-- start MATERIALS PROVIDED --

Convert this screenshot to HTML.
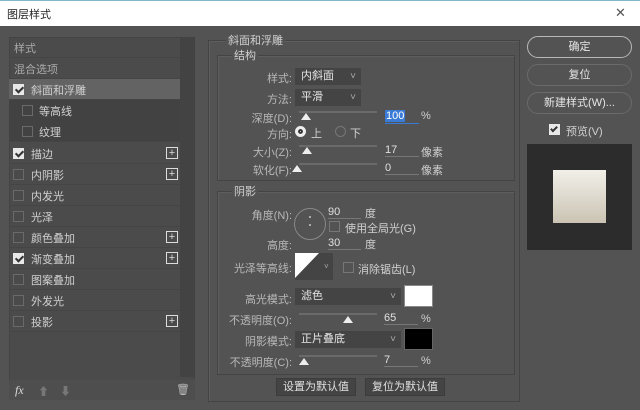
<!DOCTYPE html><html><head><meta charset="utf-8"><style>
*{margin:0;padding:0;box-sizing:border-box}
body{width:640px;height:410px;overflow:hidden;background:#535353;position:relative;font-family:"Liberation Sans","Noto Sans CJK SC",sans-serif;font-size:11px;color:#d0d0d0}
.a{position:absolute}
.t{position:absolute;white-space:nowrap}
.row{position:absolute;left:9px;width:171px;height:21px;border-bottom:1px solid #454545}
.row span{position:absolute;left:22px;top:3px}
.cb{position:absolute;left:4px;top:5px;width:11px;height:11px;border:1px solid #6a6a6a;background:#4a4a4a}
.cb.on{background:#e8e8e8;border-color:#e8e8e8}
.cb.on:after{content:"";position:absolute;left:3px;top:0px;width:3px;height:6px;border:solid #333;border-width:0 2px 2px 0;transform:rotate(45deg)}
.plus{position:absolute;left:157px;top:4px;width:12px;height:12px;border:1px solid #ddd;color:#ddd;font-size:11px;line-height:10px;text-align:center}
.box{position:absolute;border:1px solid #444;box-shadow:inset 1px 1px 0 #5e5e5e}
.lab{position:absolute;text-align:right;width:80px;color:#b8b8b8}
.sel{position:absolute;background:#444;height:17px;color:#e6e6e6;padding-left:6px;line-height:17px}
.sel:after{content:"˅";position:absolute;right:5px;top:0;color:#aaa;font-size:10px}
.sl{position:absolute;height:2px;background:#6a6a6a}
.th{position:absolute;width:0;height:0;border-left:5px solid transparent;border-right:5px solid transparent;border-bottom:7px solid #eee}
.num{position:absolute;border-bottom:1px solid #777;width:34px;height:13px;color:#e0e0e0;line-height:12px}
.btn{position:absolute;left:527px;width:105px;height:22px;border:1px solid #8a8a8a;border-radius:11px;text-align:center;line-height:20px;color:#e6e6e6}
.bb{position:absolute;height:18px;background:#444;border:1px solid #3c3c3c;text-align:center;line-height:16px;color:#e0e0e0}
</style></head><body>
<div class="a" style="left:0;top:0;width:640px;height:26px;background:#fff;border-top:1px solid #7fb7c8"></div>
<div class="t" style="left:7px;top:6px;color:#222;font-size:11px">图层样式</div>
<div class="t" style="left:615px;top:5px;color:#555;font-size:13px;font-weight:300">✕</div>

<div class="a" style="left:9px;top:37px;width:186px;height:362px;background:#4b4b4b;border:1px solid #444"></div>
<div class="a" style="left:180px;top:37px;width:15px;height:340px;background:#434343"></div>
<div class="row" style="top:37px"><span style="left:5px;color:#aaa">样式</span></div>
<div class="row" style="top:58px"><span style="left:5px;color:#aaa">混合选项</span></div>
<div class="row" style="top:79px;background:#636363"><div class="cb on"></div><span>斜面和浮雕</span></div>
<div class="row" style="top:100px;background:#424242;border:0"><div class="cb" style="left:13px;background:#424242"></div><span style="left:30px">等高线</span></div>
<div class="row" style="top:121px;background:#424242"><div class="cb" style="left:13px;background:#424242"></div><span style="left:30px">纹理</span></div>
<div class="row" style="top:143px"><div class="cb on"></div><span>描边</span><div class="plus">+</div></div>
<div class="row" style="top:164px"><div class="cb"></div><span>内阴影</span><div class="plus">+</div></div>
<div class="row" style="top:185px"><div class="cb"></div><span>内发光</span></div>
<div class="row" style="top:206px"><div class="cb"></div><span>光泽</span></div>
<div class="row" style="top:227px"><div class="cb"></div><span>颜色叠加</span><div class="plus">+</div></div>
<div class="row" style="top:248px"><div class="cb on"></div><span>渐变叠加</span><div class="plus">+</div></div>
<div class="row" style="top:269px"><div class="cb"></div><span>图案叠加</span></div>
<div class="row" style="top:290px"><div class="cb"></div><span>外发光</span></div>
<div class="row" style="top:311px"><div class="cb"></div><span>投影</span><div class="plus">+</div></div>
<div class="a" style="left:9px;top:380px;width:186px;height:20px;background:#4e4e4e"></div>
<div class="t" style="left:15px;top:383px;font-style:italic;color:#ddd;font-family:'Liberation Serif',serif;font-size:12px">fx</div>
<div class="t" style="left:38px;top:383px;color:#777">⬆</div><div class="t" style="left:60px;top:383px;color:#777">⬇</div>
<div class="t" style="left:176px;top:383px;color:#bbb">🗑</div>

<div class="box" style="left:208px;top:40px;width:312px;height:362px"></div>
<div class="t" style="left:226px;top:32px;background:#535353;padding:0 2px">斜面和浮雕</div>
<div class="box" style="left:217px;top:55px;width:298px;height:126px"></div>
<div class="t" style="left:232px;top:47px;background:#535353;padding:0 2px">结构</div>
<div class="lab" style="left:212px;top:70px">样式:</div><div class="sel" style="left:295px;top:68px;width:66px">内斜面</div>
<div class="lab" style="left:212px;top:91px">方法:</div><div class="sel" style="left:295px;top:89px;width:66px">平滑</div>
<div class="lab" style="left:212px;top:110px">深度(D):</div><div class="sl" style="left:299px;top:111px;width:78px"></div><div class="th" style="left:301px;top:113px"></div>
<div class="t" style="left:385px;top:110px;background:#3a7bd5;color:#fff;padding:0 1px;line-height:12px">100</div><div class="a" style="left:385px;top:123px;width:34px;height:1px;background:#3a7bd5"></div><div class="t" style="left:421px;top:110px">%</div>
<div class="lab" style="left:212px;top:126px">方向:</div>
<div class="a" style="left:295px;top:126px;width:11px;height:11px;border-radius:50%;background:#eee;border:3px solid #eee;box-shadow:inset 0 0 0 2px #333"></div><div class="t" style="left:311px;top:125px">上</div>
<div class="a" style="left:335px;top:126px;width:11px;height:11px;border-radius:50%;border:1px solid #777"></div><div class="t" style="left:350px;top:125px">下</div>
<div class="lab" style="left:212px;top:144px">大小(Z):</div><div class="sl" style="left:299px;top:145px;width:78px"></div><div class="th" style="left:302px;top:147px"></div>
<div class="num" style="left:385px;top:144px">17</div><div class="t" style="left:421px;top:144px">像素</div>
<div class="lab" style="left:212px;top:162px">软化(F):</div><div class="sl" style="left:299px;top:163px;width:78px"></div><div class="th" style="left:292px;top:165px"></div>
<div class="num" style="left:385px;top:162px">0</div><div class="t" style="left:421px;top:162px">像素</div>

<div class="box" style="left:217px;top:191px;width:298px;height:184px"></div>
<div class="t" style="left:232px;top:183px;background:#535353;padding:0 2px">阴影</div>
<div class="lab" style="left:212px;top:207px">角度(N):</div>
<div class="a" style="left:294px;top:208px;width:32px;height:32px;border-radius:50%;border:1px solid #888"></div>
<div class="a" style="left:309px;top:216px;width:2px;height:2px;background:#aaa"></div><div class="a" style="left:309px;top:224px;width:2px;height:2px;background:#aaa"></div>
<div class="num" style="left:328px;top:206px;width:33px">90</div><div class="t" style="left:365px;top:205px">度</div>
<div class="a" style="left:329px;top:221px;width:11px;height:11px;border:1px solid #777"></div><div class="t" style="left:345px;top:220px">使用全局光(G)</div>
<div class="lab" style="left:212px;top:237px">高度:</div><div class="num" style="left:328px;top:237px;width:33px">30</div><div class="t" style="left:365px;top:236px">度</div>
<div class="lab" style="left:212px;top:260px">光泽等高线:</div>
<svg class="a" style="left:295px;top:253px" width="38" height="27"><rect width="38" height="27" fill="#444"/><polygon points="0,0 24,0 0,25" fill="#fff"/><text x="29" y="16" fill="#aaa" font-size="8">˅</text></svg>
<div class="a" style="left:343px;top:262px;width:11px;height:11px;border:1px solid #777"></div><div class="t" style="left:358px;top:261px">消除锯齿(L)</div>
<div class="lab" style="left:212px;top:291px">高光模式:</div><div class="sel" style="left:295px;top:288px;width:106px">滤色</div>
<div class="a" style="left:404px;top:285px;width:29px;height:22px;background:#fff;border:1px solid #888"></div>
<div class="lab" style="left:212px;top:312px">不透明度(O):</div><div class="sl" style="left:299px;top:313px;width:78px"></div><div class="th" style="left:343px;top:316px"></div>
<div class="num" style="left:384px;top:312px">65</div><div class="t" style="left:421px;top:313px">%</div>
<div class="lab" style="left:212px;top:333px">阴影模式:</div><div class="sel" style="left:295px;top:331px;width:106px">正片叠底</div>
<div class="a" style="left:404px;top:328px;width:29px;height:22px;background:#000;border:1px solid #666"></div>
<div class="lab" style="left:212px;top:354px">不透明度(C):</div><div class="sl" style="left:299px;top:355px;width:78px"></div><div class="th" style="left:299px;top:358px"></div>
<div class="num" style="left:384px;top:354px">7</div><div class="t" style="left:421px;top:355px">%</div>
<div class="bb" style="left:276px;top:378px;width:80px">设置为默认值</div>
<div class="bb" style="left:365px;top:378px;width:80px">复位为默认值</div>

<div class="btn" style="top:36px;border-color:#b8b8b8">确定</div>
<div class="btn" style="top:64px;border-color:#6a6a6a">复位</div>
<div class="btn" style="top:92px;border-color:#6a6a6a">新建样式(W)...</div>
<div class="a" style="left:549px;top:124px;width:11px;height:11px;background:#e8e8e8"></div>
<div class="a" style="left:552px;top:125px;width:4px;height:7px;border:solid #333;border-width:0 2px 2px 0;transform:rotate(45deg)"></div>
<div class="t" style="left:566px;top:123px">预览(V)</div>
<div class="a" style="left:527px;top:144px;width:105px;height:106px;background:#2c2c2c"></div>
<div class="a" style="left:553px;top:170px;width:53px;height:53px;background:linear-gradient(#f1efe8,#cbc4b4)"></div>
</body></html>
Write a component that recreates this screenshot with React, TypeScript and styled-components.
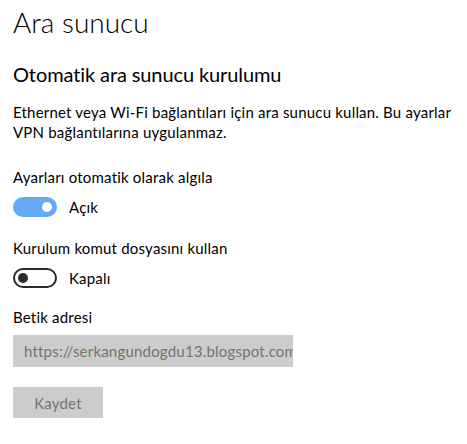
import React from "react";
import styled, { createGlobalStyle } from "styled-components";

const Global = createGlobalStyle`
    html, body {
        margin: 0;
        padding: 0;
        background: #ffffff;
    }
    body {
        font-family: Lato, "Open Sans", sans-serif;
        color: #000000;
    }
`

const Page = styled.div`
    padding: 2px 13px 0 13px;
    width: 467px;
    box-sizing: border-box;
    font-size: 15px;
    line-height: 20px;
    letter-spacing: 0.2px;
`
const Title = styled.h1`
    margin: 0;
    font-size: 28px;
    line-height: 40px;
    font-weight: 300;
    letter-spacing: 0;
`
const Subtitle = styled.h2`
    margin: 18px 0 0 0;
    font-size: 20px;
    line-height: 28px;
    font-weight: 400;
    letter-spacing: -0.1px;
`
const Text = styled.p`
    margin: 14px 0 0 0;
    max-width: 450px;
`
const Label = styled.div<{ gap: number }>`
    margin-top: ${props => props.gap}px;
`
const ToggleRow = styled.div`
    display: flex;
    align-items: center;
    gap: 12px;
    margin-top: 10px;
`
const Track = styled.div<{ on: boolean }>`
    width: 44px;
    height: 20px;
    box-sizing: border-box;
    border-radius: 10px;
    display: flex;
    align-items: center;
    justify-content: ${props => props.on ? "flex-end" : "flex-start"};
    padding: 0 3px;
    background: ${props => props.on ? "#66aaf5" : "#ffffff"};
    border: 2px solid ${props => props.on ? "#66aaf5" : "#2b2b2b"};
`
const Thumb = styled.span<{ on: boolean }>`
    width: 10px;
    height: 10px;
    border-radius: 50%;
    background: ${props => props.on ? "#ffffff" : "#2b2b2b"};
`
const Input = styled.div`
    margin-top: 8px;
    width: 280px;
    height: 32px;
    box-sizing: border-box;
    background: #cccccc;
    color: #737373;
    line-height: 32px;
    padding: 0 10px 0 11px;
    white-space: nowrap;
    overflow: hidden;
`
const Button = styled.div`
    margin-top: 20px;
    width: 90px;
    height: 31px;
    background: #cccccc;
    color: #737373;
    display: flex;
    align-items: center;
    justify-content: center;
`

type ToggleProps = {
    on: boolean
    text: string
}

const Toggle = (props: ToggleProps) => {
    return (
        <ToggleRow>
            <Track on={props.on}><Thumb on={props.on} /></Track>
            <span>{props.text}</span>
        </ToggleRow>
    );
};

export default function App() {
    return (
        <Page>
            <Global />
            <Title>Ara sunucu</Title>
            <Subtitle>Otomatik ara sunucu kurulumu</Subtitle>
            <Text>Ethernet veya Wi-Fi bağlantıları için ara sunucu kullan. Bu ayarlar VPN bağlantılarına uygulanmaz.</Text>
            <Label gap={25}>Ayarları otomatik olarak algıla</Label>
            <Toggle on={true} text="Açık" />
            <Label gap={21}>Kurulum komut dosyasını kullan</Label>
            <Toggle on={false} text="Kapalı" />
            <Label gap={19}>Betik adresi</Label>
            <Input>https://serkangundogdu13.blogspot.com</Input>
            <Button>Kaydet</Button>
        </Page>
    );
}
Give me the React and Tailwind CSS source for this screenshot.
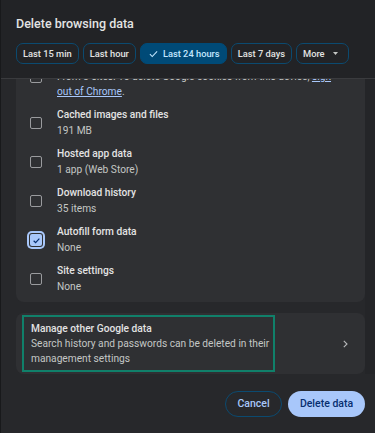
import React from 'react';

const rows = [
  { title: 'Cookies and other site data', lines: ['From 3 sites. To delete Google cookies from this device, sign', 'out of Chrome.'], link: true },
  { title: 'Cached images and files', lines: ['191 MB'] },
  { title: 'Hosted app data', lines: ['1 app (Web Store)'] },
  { title: 'Download history', lines: ['35 items'] },
  { title: 'Autofill form data', lines: ['None'], checked: true },
  { title: 'Site settings', lines: ['None'] }
];

const chips = ['Last 15 min', 'Last hour', 'Last 24 hours', 'Last 7 days'];

function Checkbox({ checked }) {
  if (checked) {
    return (
      <span className="mt-[1px] flex h-[12px] w-[12px] items-center justify-center rounded-[2px] bg-[#a8c7fa] ring-2 ring-[#a8c7fa] ring-offset-1 ring-offset-[#2f3033]">
        <svg width="9" height="9" viewBox="0 0 12 12" fill="none">
          <path d="M2.2 6.3 4.8 8.8 9.8 3.4" stroke="#062e6f" strokeWidth="1.6" />
        </svg>
      </span>
    );
  }
  return <span className="mt-[1px] block h-[12px] w-[12px] rounded-[2px] border-[1.5px] border-[#9a9b9e]" />;
}

function Row({ row }) {
  return (
    <div className="flex items-center py-[4px] pl-[14px]">
      <div className="flex w-[27px] shrink-0">
        <Checkbox checked={row.checked} />
      </div>
      <div className="whitespace-nowrap">
        <div className="text-[10.2px] leading-[16px] font-medium text-[#e3e3e3]">{row.title}</div>
        {row.lines.map((line, i) =>
          row.link ? (
            <div key={i} className="text-[10.2px] leading-[15px] text-[#c4c7c5]">
              {i === 0 ? (
                <>
                  From 3 sites. To delete Google cookies from this device, <span className="text-[#a8c7fa] underline">sign</span>
                </>
              ) : (
                <>
                  <span className="text-[#a8c7fa] underline">out of Chrome</span>.
                </>
              )}
            </div>
          ) : (
            <div key={i} className="text-[10.2px] leading-[15px] text-[#c4c7c5]">
              {line}
            </div>
          )
        )}
      </div>
    </div>
  );
}

export default function App() {
  return (
    <div
      className="flex h-[433px] w-[375px] flex-col overflow-hidden border-l border-[#18191b] bg-[#27282b]"
      style={{ fontFamily: 'Roboto, "Noto Sans", sans-serif' }}
    >
      <div className="h-[79px] shrink-0 border-b border-[#3a3b3e] bg-[#222326] px-[15px] pt-[14px]">
        <h1 className="text-[12.5px] leading-[20px] font-medium text-[#e3e3e3]">Delete browsing data</h1>
        <div className="mt-[9px] flex gap-[4px] whitespace-nowrap">
          {chips.map((chip) =>
            chip === 'Last 24 hours' ? (
              <span
                key={chip}
                className="flex h-[21px] items-center gap-[5px] rounded-[7px] border border-[#004a77] bg-[#004a77] pr-[6px] pl-[8px] text-[9.3px] font-medium text-[#c2e7ff]"
              >
                <svg width="9" height="8" viewBox="0 0 10 8" fill="none">
                  <path d="M1 4.2 3.6 6.8 9 1.2" stroke="#c2e7ff" strokeWidth="1.2" />
                </svg>
                {chip}
              </span>
            ) : (
              <span
                key={chip}
                className="flex h-[21px] items-center rounded-[7px] border border-[#0b4a70] px-[6px] text-[9.3px] font-medium text-[#e3e3e3]"
              >
                {chip}
              </span>
            )
          )}
          <span className="flex h-[21px] items-center gap-[8px] rounded-[7px] border border-[#0b4a70] pr-[10px] pl-[6px] text-[9.3px] font-medium text-[#e3e3e3]">
            More
            <svg width="5" height="3" viewBox="0 0 5 3">
              <path d="M0 0h5L2.5 3z" fill="#c4c7c5" />
            </svg>
          </span>
        </div>
      </div>

      <div className="flex overflow-hidden">
        <div className="min-w-0 flex-1 pl-[15px]">
          <div className="-mt-[38px] overflow-hidden rounded-[8px] bg-[#2f3033] pt-[8px] pb-[4px]">
            {rows.map((row) => (
              <Row key={row.title} row={row} />
            ))}
          </div>
          <div className="mt-[11px] flex h-[61px] items-start rounded-[8px] bg-[#2f3033]">
            <div className="mt-[2px] ml-[6px] h-[57px] w-[253px] border-2 border-[#10806a] px-[7px] pt-[4px] whitespace-nowrap">
              <div className="text-[10.2px] leading-[15px] font-medium text-[#e3e3e3]">Manage other Google data</div>
              <div className="text-[10.2px] leading-[15px] text-[#c4c7c5]">
                Search history and passwords can be deleted in their
              </div>
              <div className="text-[10.2px] leading-[15px] text-[#c4c7c5]">management settings</div>
            </div>
            <div className="flex flex-1 justify-end self-center pr-[17px]">
              <svg width="5" height="8" viewBox="0 0 5 8" fill="none">
                <path d="M0.8 0.8 4 4 0.8 7.2" stroke="#b8babc" strokeWidth="1.1" />
              </svg>
            </div>
          </div>
        </div>
        <div className="w-[10px] shrink-0 bg-[#242528]" />
      </div>

      <div className="flex justify-end gap-[6px] pt-[17px] pr-[10px]">
        <button className="h-[26px] w-[57px] rounded-full border border-[#0b4a70] text-[10.5px] font-medium text-[#a8c7fa]">
          Cancel
        </button>
        <button className="h-[26px] w-[77px] rounded-full bg-[#a8c7fa] text-[10.5px] font-medium text-[#062e6f]">
          Delete data
        </button>
      </div>
    </div>
  );
}
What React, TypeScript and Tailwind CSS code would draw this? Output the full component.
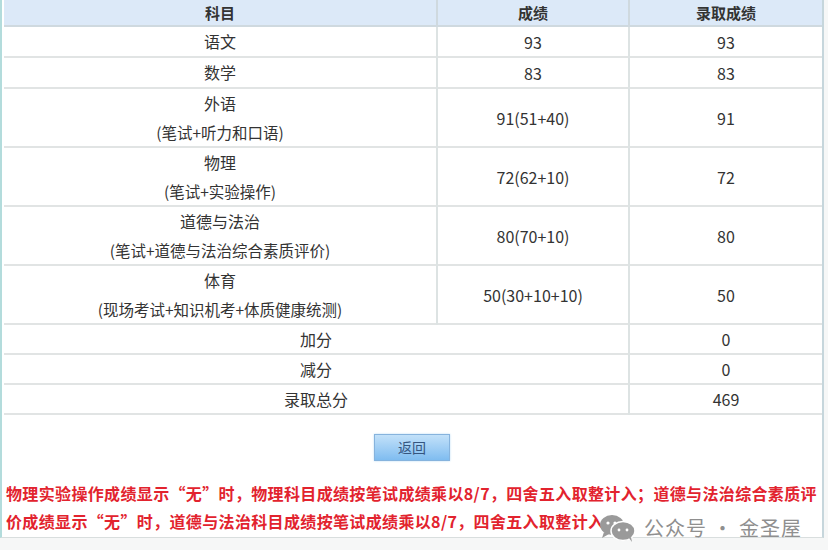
import React from "react";

const font = { fontFamily: '"Noto Sans CJK SC", "Noto Sans", sans-serif' };

type Row = { name: string; sub?: string; score: string; final: string };

const rows: Row[] = [
  { name: "语文", score: "93", final: "93" },
  { name: "数学", score: "83", final: "83" },
  { name: "外语", sub: "(笔试+听力和口语)", score: "91(51+40)", final: "91" },
  { name: "物理", sub: "(笔试+实验操作)", score: "72(62+10)", final: "72" },
  { name: "道德与法治", sub: "(笔试+道德与法治综合素质评价)", score: "80(70+10)", final: "80" },
  { name: "体育", sub: "(现场考试+知识机考+体质健康统测)", score: "50(30+10+10)", final: "50" },
];

const extra = [
  { name: "加分", v: "0" },
  { name: "减分", v: "0" },
  { name: "录取总分", v: "469" },
];

function WeChat() {
  return (
    <svg width="40" height="30" viewBox="0 0 40 30">
      <ellipse cx="14" cy="12" rx="12" ry="10" fill="#9a9a9a" />
      <path d="M6 19 L4 25 L11 21 Z" fill="#9a9a9a" />
      <ellipse cx="25" cy="18" rx="12" ry="9.5" fill="#9a9a9a" stroke="#fff" strokeWidth="1.5" />
      <path d="M31 25 L34 29 L33 24 Z" fill="#9a9a9a" />
      <circle cx="10" cy="10" r="1.6" fill="#fff" />
      <circle cx="17" cy="10" r="1.6" fill="#fff" />
      <circle cx="21" cy="17" r="1.4" fill="#fff" />
      <circle cx="29" cy="17" r="1.4" fill="#fff" />
    </svg>
  );
}

export default function App() {
  return (
    <div className="w-[828px] h-[550px] bg-[#f6f7f7] overflow-hidden" style={font}>
      <div className="w-[824px] h-[538px] bg-white border-l-2 border-r-2 border-b border-l-[#b3dcdc] border-r-[#c6d6dc] border-b-[#d9dede]">
        <table className="w-[818px] ml-[2px] border-collapse text-[#333] text-center">
          <colgroup>
            <col className="w-[433px]" />
            <col className="w-[192px]" />
            <col className="w-[193px]" />
          </colgroup>
          <thead>
            <tr className="h-[26px] bg-[#dce9f8] border-b-2 border-[#cfd9df]">
              <th className="text-[15px] font-bold leading-none">科目</th>
              <th className="text-[15px] font-bold leading-none border-l-2 border-[#cfd9df]">成绩</th>
              <th className="text-[15px] font-bold leading-none border-l-2 border-[#cfd9df]">录取成绩</th>
            </tr>
          </thead>
          <tbody>
            {rows.map((r) => (
              <tr key={r.name} className={`border-b-2 border-[#e1e4e4] ${r.sub ? "h-[59px]" : "h-[30px]"}`}>
                <td className="p-0">
                  <div className="text-[16px] leading-[29px]">{r.name}</div>
                  {r.sub && <div className="text-[15.5px] leading-[28px]">{r.sub}</div>}
                </td>
                <td className="p-0 text-[16px] border-l-2 border-[#dde3e3]">{r.score}</td>
                <td className="p-0 text-[16px] border-l-2 border-[#dde3e3]">{r.final}</td>
              </tr>
            ))}
            {extra.map((e) => (
              <tr key={e.name} className="h-[30px] border-b-2 border-[#e1e4e4]">
                <td colSpan={2} className="p-0 text-[16px]">{e.name}</td>
                <td className="p-0 text-[16px] border-l-2 border-[#dde3e3]">{e.v}</td>
              </tr>
            ))}
          </tbody>
        </table>
        <div className="flex justify-center mt-[19px]">
          <div className="w-[76px] h-[27px] flex items-center justify-center border border-[#86b3dd] bg-gradient-to-b from-[#c2e1f9] to-[#7fbcf0] text-[#35557f] text-[14px] shadow-[0_0_2px_#bcdcf5]">
            返回
          </div>
        </div>
        <div className="relative mt-[18px] pl-[4px] text-[#e2232e] font-bold text-[16px] leading-[28px] tracking-[0.35px] whitespace-nowrap">
          <div>物理实验操作成绩显示“无”时，物理科目成绩按笔试成绩乘以8/7，四舍五入取整计入；道德与法治综合素质评</div>
          <div>价成绩显示“无”时，道德与法治科目成绩按笔试成绩乘以8/7，四舍五入取整计入。</div>
          <div className="absolute left-[596px] top-[34px] flex items-center gap-[6px]">
            <WeChat />
            <span className="text-[#8f8f8f] text-[20px] font-normal tracking-[1px]">公众号 · 金圣屋</span>
          </div>
        </div>
      </div>
    </div>
  );
}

-- end MATERIALS PROVIDED --

Above are some entries. Restate word for word the lines from the one holding "Give me the" through the one holding "import React from 'react';", but not the pictures.

**SOLVED EXERCISE:**
Give me the React and Tailwind CSS source for this screenshot.
import React from 'react';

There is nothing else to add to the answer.